Computer chip designers are adopting new designs that use multiple cores
on the same chip, creating processors that are slightly slower but more
energy efficient and essentially the equivalent of having several computers
on the same piece of silicon. The multi-core chips are ideal for demanding
multimedia tasks such as processing large video files, pulling and sorting
information from multiple databases at the same time, or playing a computer
game while simultaneously downloading music and burning a DVD. A major
problem that exists with the use of these multi-core chips is that software
designers do not know how to break up big programs to run on separate
processors. "You can imagine a scenario where people stop buying laptops
and PCs because we can't figure this out," says University of California,
Berkeley computer science professor and computer-architecture expert David
Patterson, a former president of ACM. When processors were simply getting
faster, software developers were able to keep pace by making their programs
faster. Now that chip developers are no longer focused only on speed,
programmers need to change their approach and learn to send pieces of the
programs to different parts of the chip.

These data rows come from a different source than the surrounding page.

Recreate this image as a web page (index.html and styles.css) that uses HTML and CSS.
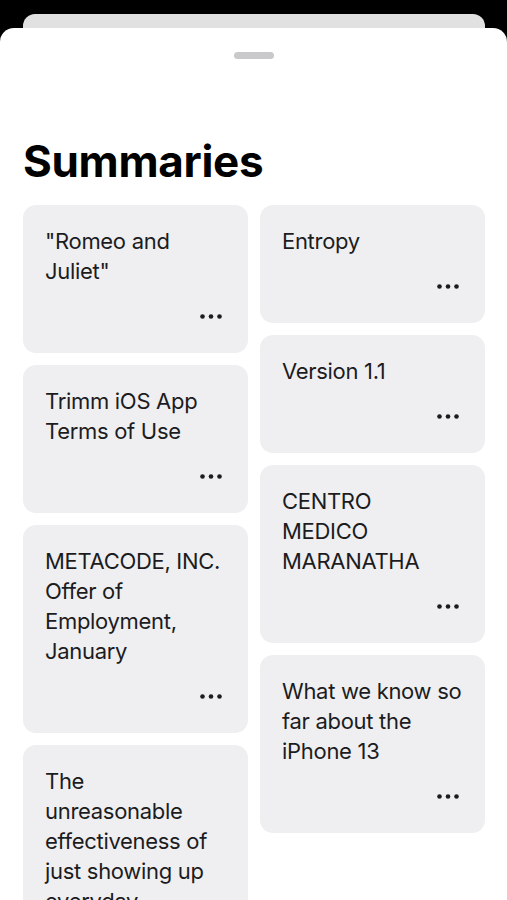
FILE: index.html
```html
<!DOCTYPE html>
<html lang="en">
<head>
<meta charset="utf-8">
<title>Summaries</title>
<link rel="stylesheet" href="styles.css">
</head>
<body>
<div class="backcard"></div>
<main class="sheet">
  <div class="handle"></div>
  <h1 class="title">Summaries</h1>
  <div class="grid">
    <div class="col">
      <div class="card"><p class="card-text">"Romeo and<br>Juliet"</p><div class="more"><svg width="22" height="5" viewBox="0 0 22 5"><circle cx="2.5" cy="2.5" r="2.3"/><circle cx="11" cy="2.5" r="2.3"/><circle cx="19.5" cy="2.5" r="2.3"/></svg></div></div>
      <div class="card"><p class="card-text">Trimm iOS App<br>Terms of Use</p><div class="more"><svg width="22" height="5" viewBox="0 0 22 5"><circle cx="2.5" cy="2.5" r="2.3"/><circle cx="11" cy="2.5" r="2.3"/><circle cx="19.5" cy="2.5" r="2.3"/></svg></div></div>
      <div class="card"><p class="card-text">METACODE, INC.<br>Offer of<br>Employment,<br>January</p><div class="more"><svg width="22" height="5" viewBox="0 0 22 5"><circle cx="2.5" cy="2.5" r="2.3"/><circle cx="11" cy="2.5" r="2.3"/><circle cx="19.5" cy="2.5" r="2.3"/></svg></div></div>
      <div class="card"><p class="card-text">The<br>unreasonable<br>effectiveness of<br>just showing up<br>everyday</p><div class="more"><svg width="22" height="5" viewBox="0 0 22 5"><circle cx="2.5" cy="2.5" r="2.3"/><circle cx="11" cy="2.5" r="2.3"/><circle cx="19.5" cy="2.5" r="2.3"/></svg></div></div>
    </div>
    <div class="col">
      <div class="card"><p class="card-text">Entropy</p><div class="more"><svg width="22" height="5" viewBox="0 0 22 5"><circle cx="2.5" cy="2.5" r="2.3"/><circle cx="11" cy="2.5" r="2.3"/><circle cx="19.5" cy="2.5" r="2.3"/></svg></div></div>
      <div class="card"><p class="card-text">Version 1.1</p><div class="more"><svg width="22" height="5" viewBox="0 0 22 5"><circle cx="2.5" cy="2.5" r="2.3"/><circle cx="11" cy="2.5" r="2.3"/><circle cx="19.5" cy="2.5" r="2.3"/></svg></div></div>
      <div class="card"><p class="card-text">CENTRO<br>MEDICO<br>MARANATHA</p><div class="more"><svg width="22" height="5" viewBox="0 0 22 5"><circle cx="2.5" cy="2.5" r="2.3"/><circle cx="11" cy="2.5" r="2.3"/><circle cx="19.5" cy="2.5" r="2.3"/></svg></div></div>
      <div class="card"><p class="card-text">What we know so<br>far about the<br>iPhone 13</p><div class="more"><svg width="22" height="5" viewBox="0 0 22 5"><circle cx="2.5" cy="2.5" r="2.3"/><circle cx="11" cy="2.5" r="2.3"/><circle cx="19.5" cy="2.5" r="2.3"/></svg></div></div>
    </div>
  </div>
</main>
</body>
</html>
```
FILE: styles.css
```css
html, body {
  margin: 0;
  padding: 0;
  background: #000;
  height: 100%;
  overflow: hidden;
}
body {
  font-family: Inter, "Noto Sans", sans-serif;
  padding-top: 14px;
  box-sizing: border-box;
}
.backcard {
  height: 14px;
  margin: 0 22px 0 23px;
  background: #e1e1e2;
  border-radius: 12px 12px 0 0;
}
.sheet {
  background: #fff;
  border-radius: 14px 14px 0 0;
  min-height: 900px;
  padding: 24px 22px 0 23px;
}
.handle {
  width: 40px;
  height: 7px;
  border-radius: 4px;
  background: #c9c9cb;
  margin: 0 auto;
}
.title {
  margin: 76px 0 18px;
  font-size: 44px;
  line-height: 52px;
  font-weight: 700;
  color: #000;
  letter-spacing: -0.3px;
}
.grid {
  display: flex;
  gap: 12px;
  align-items: flex-start;
}
.col {
  flex: 1 1 0;
  min-width: 0;
  display: flex;
  flex-direction: column;
  gap: 12px;
}
.card {
  background: #efeff1;
  border-radius: 13px;
  padding: 21px 26px 27px 22px;
}
.card-text {
  margin: 0;
  font-size: 22px;
  line-height: 30px;
  color: #1c1c1e;
  white-space: nowrap;
  letter-spacing: -0.3px;
}
.more {
  margin-top: 20px;
  height: 20px;
  display: flex;
  justify-content: flex-end;
  align-items: center;
}
.more svg {
  display: block;
  fill: #1c1c1e;
}
```
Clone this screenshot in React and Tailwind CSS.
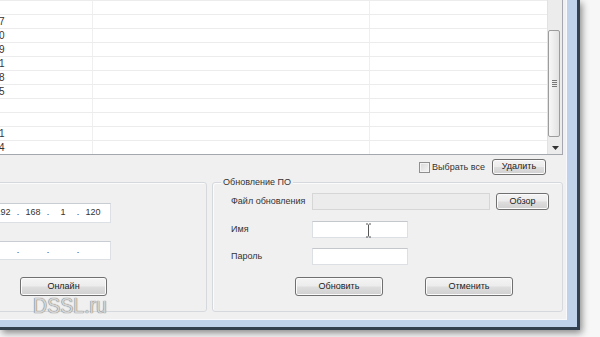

Supercomputers have used
multicore processors for several years, and software design for
supercomputers has reflected that, but now multicore processors are being
used in mass-market PCs and everyday software programming needs to change.
Experts warn that programs could stop getting faster as chips with eight or
more cores are sold in PCs. "We'd be in uncharted territory," Patterson
says. "We need to get some Manhattan Projects going here--somebody could
solve this problem, and whoever solves this problem could have this
gigantic advantage on everybody else."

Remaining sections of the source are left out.